VALERIE TRYON: This is absolutely the last call for your chance to see and hear Valerie Tryon, the renowned pianist who will be presenting a concert at Fairlight Hall tomorrow, Saturday, at 7pm. The tickets are £23 each and, as it is much too late to apply for tickets by post, and then to get a return, if you’re desperate to see Valerie, contact Geoff Wyatt, 33 Waites Lane, Fairlight and he may be able to help. But don’t leave it any longer.

CHRISTMAS FAIR: The Fairlight Village Hall Christmas Fair is in a fortnight, on Saturday, December 5, in the village hall, obviously. It starts at noon and runs until 3pm and, in addition to all the usual games and stalls, there will be hot food available plus teas and coffees. This really is one of those must-go-to events in the village, so get along and cross a few palms with silver, or lead and gold paint if you’ve been churning out fake pounds in the garage. You will, of course, get caught.

PARISH COUNCIL: Our Parish Council meets next Tuesday. The agenda brings with it updates on several items that are on-going from month to month, as well as covering some less usual aspects of village life. The first of these concerns the Preliminary Draft Study Report prepared by the East Kent Engineering Partnership for Rother DC. This is the proposed solution for the cliffs problems, confirming that the option to be taken forward is to build a bund between the existing Sea Road and Rockmead Road berms, and it is hoped that the PC will agree to a statement of full support for this project. There will be a discussion on the Council’s budget for 2016-17. As austerity rears its head in more and more areas, the PC will also discuss their response to the ESCC proposed cuts which, most pertinently, includes a cut in the County Council grant to our much admired MOPPs. There will also be an update report on the new Visitor Centre. This could run as long as Downton, though with a little less grace and quality.

NEIGHBOURHOOD PLAN: The Neighbourhood Planning Team has requested owners or agents to submit details of sites in Fairlight which they believe may be suitable for development. We cannot give full details here but if you want to find out more you can do so on the village website www.fairlight.org.uk under the Parish Council - Fairlight Neighbourhood Plan Consultation section.

To many, the Neighbourhood Plan is probably a good idea that will take a lot of work to complete, and will be interesting when it finally emerges into the light of day. Without involving yourself in a load of work, you can contribute as a survey of what residents would like to see from the Neighbourhood Plan is soon to be undertaken. One opportunity to take part will be at the Village Hall Christmas Fair on Saturday, December 5, where you will be able to add your two penn’orth to the mix. And as a thank-you for taking part, three lucky participants will win store vouchers for £25, £15 and £10. But follow that link advice above first to get yourself up to speed.

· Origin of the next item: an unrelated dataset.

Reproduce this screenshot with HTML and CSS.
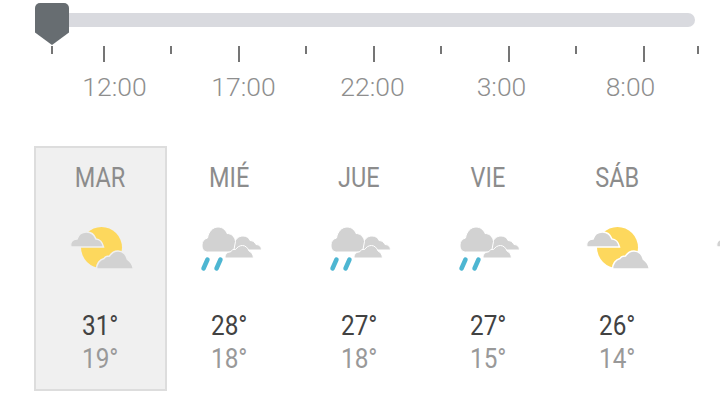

THE COVE PUB: Our village pub, The Cove, finds itself, deservedly, in the top 10 pubs in the nominations for the Top Pub 2015, in the competition run annually by the Observer series of papers. What an excellent achievement for this small, traditional establishment in the heart of the village, and all involved at the pub are feeling incredibly proud. Right now, votes are being cast for the top position, but the timing is unfortunate as far as this note is concerned, as all submissions have to be in by this morning. At 10 am! So all we can do is hope that you saw the entry form on page 49 of both last week’s Hastings and Rye Observers, and duly did your bit.

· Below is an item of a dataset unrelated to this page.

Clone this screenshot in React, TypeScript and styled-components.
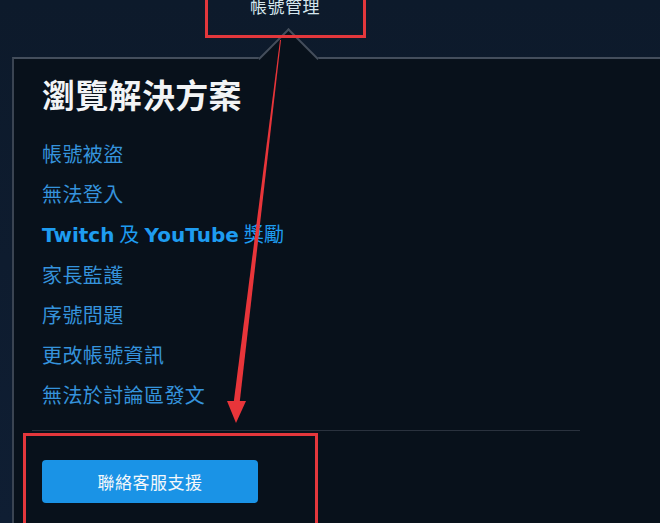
import React from "react";
import styled, { createGlobalStyle } from "styled-components";

const GlobalStyle = createGlobalStyle`
  html, body {
    margin: 0;
    padding: 0;
    background: #0e1b2d;
  }
  body {
    font-family: "Noto Sans CJK TC", "Noto Sans", sans-serif;
  }
`;

const Page = styled.div`
  position: relative;
  width: 660px;
  height: 523px;
  overflow: hidden;
  background: linear-gradient(180deg, #0d1a2b 0%, #0f1e33 100%);
`;

const TopNav = styled.nav`
  height: 57px;
  display: flex;
  justify-content: flex-start;
`;

const NavTab = styled.div`
  margin-left: 250px;
  margin-top: -4px;
  font-size: 17px;
  line-height: 20px;
  color: #d6e7ee;
  letter-spacing: 0.5px;
`;

const Panel = styled.section`
  position: relative;
  margin-left: 12px;
  height: 466px;
  background: #08111b;
  border-top: 2px solid #444e5c;
  border-left: 2px solid #3a4452;
  padding: 15px 0 0 28px;
  box-sizing: border-box;

  &::before {
    content: "";
    position: absolute;
    left: 253px;
    top: -22px;
    width: 41px;
    height: 41px;
    background: #08111b;
    border-top: 2px solid #444e5c;
    border-left: 2px solid #444e5c;
    transform: rotate(45deg);
  }
`;

const Heading = styled.h2`
  position: relative;
  margin: 0 0 20px;
  font-size: 33px;
  line-height: 40px;
  font-weight: 700;
  color: #f2f4f6;
  letter-spacing: 0.3px;
`;

const LinkList = styled.ul`
  list-style: none;
  margin: 0;
  padding: 0;
`;

const LinkItem = styled.li<{ $accent?: boolean }>`
  font-size: 20px;
  line-height: 40px;
  color: ${(p) => (p.$accent ? "#1e9cf0" : "#3593dc")};
  white-space: nowrap;
  letter-spacing: 0.4px;

  & b {
    font-family: "DejaVu Sans", "Noto Sans", sans-serif;
    font-weight: 700;
    letter-spacing: 0;
  }
`;

const Divider = styled.hr`
  margin: 15px 0 0 -10px;
  width: 548px;
  border: none;
  border-top: 1px solid #2a323e;
`;

const SupportButton = styled.button`
  margin-top: 29px;
  width: 216px;
  height: 43px;
  border: none;
  border-radius: 4px;
  background: #1a93e6;
  color: #f4f8fb;
  font-family: "Noto Sans CJK TC", sans-serif;
  font-size: 17px;
  letter-spacing: 0.5px;
  cursor: pointer;
`;

const Annotations = styled.svg`
  position: absolute;
  inset: 0;
  pointer-events: none;
`;

const links: { label: React.ReactNode; accent?: boolean }[] = [
  { label: "帳號被盜" },
  { label: "無法登入" },
  {
    label: (
      <>
        <b>Twitch</b> 及 <b>YouTube</b> 獎勵
      </>
    ),
    accent: true,
  },
  { label: "家長監護" },
  { label: "序號問題" },
  { label: "更改帳號資訊" },
  { label: "無法於討論區發文" },
];

export default function App() {
  return (
    <>
      <GlobalStyle />
      <Page>
        <TopNav>
          <NavTab>帳號管理</NavTab>
        </TopNav>
        <Panel>
          <Heading>瀏覽解決方案</Heading>
          <LinkList>
            {links.map((l, i) => (
              <LinkItem key={i} $accent={l.accent}>
                {l.label}
              </LinkItem>
            ))}
          </LinkList>
          <Divider />
          <SupportButton>聯絡客服支援</SupportButton>
        </Panel>
        <Annotations width="660" height="523" viewBox="0 0 660 523">
          <rect x="206.5" y="-10" width="158" height="46.5" fill="none" stroke="#e3373c" strokeWidth="3" />
          <rect x="24.5" y="434.5" width="292" height="100" fill="none" stroke="#e3373c" strokeWidth="3" />
          <polygon points="280,40 281,40 239.5,404 233.5,404" fill="#e8353a" />
          <polygon points="227,401 246,401 236,423" fill="#e8353a" />
        </Annotations>
      </Page>
    </>
  );
}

SPEAKERS CORNER: The first November meeting, on the Wednesday of last week, coincided with Remembrance Day, and a very appropriate talk had been arranged. The speaker was the excellent Ian Everest, who developed his interest in the First World War after starting to research his family tree. Ian had incredible pictures of the war damaged Belgian towns and he explained the complicated trench systems. He also had pictures ‘then’ and ‘now’ of the many Commonwealth battlefields and the likes of the Accrington Boys with their stunning war memorials, at Vimy Ridge, for example, and told of the horrific casualties.

The Speakers next meeting will be on Wednesday when Kevin Gordon will talk about the History of Policing the Railways. The talk will start at 2.30pm in the village hall and visitors are very welcome for a modest £2.

WINE AND SOCIAL CLUB: The club’s November meeting was on the Monday of this week, when Heather Woodward was the speaker, and Beatrix Potter her subject. Heather was, quite predictably, in sparkling form and the evening was much enjoyed by those members who were present.

The popular whist again: Just a brief reminder that the Bowls Club’s winter Whist Drives continue this evening, in the village hall at 6.45pm for a 7pm start.

BROADWAY REPAIRS: The green recycling bins in Broadway were emptied, a week late, on Friday last, along with the black bins. But, as yet, there’s no sign of BT getting to grips with the large doke opposite the village hall car park. The outrageous diversion scheme via Lower Waites Lane and several others roads to the south and west has been abandoned, so it will mean traffic lights, one assumes. But ‘when’ is another imponderable.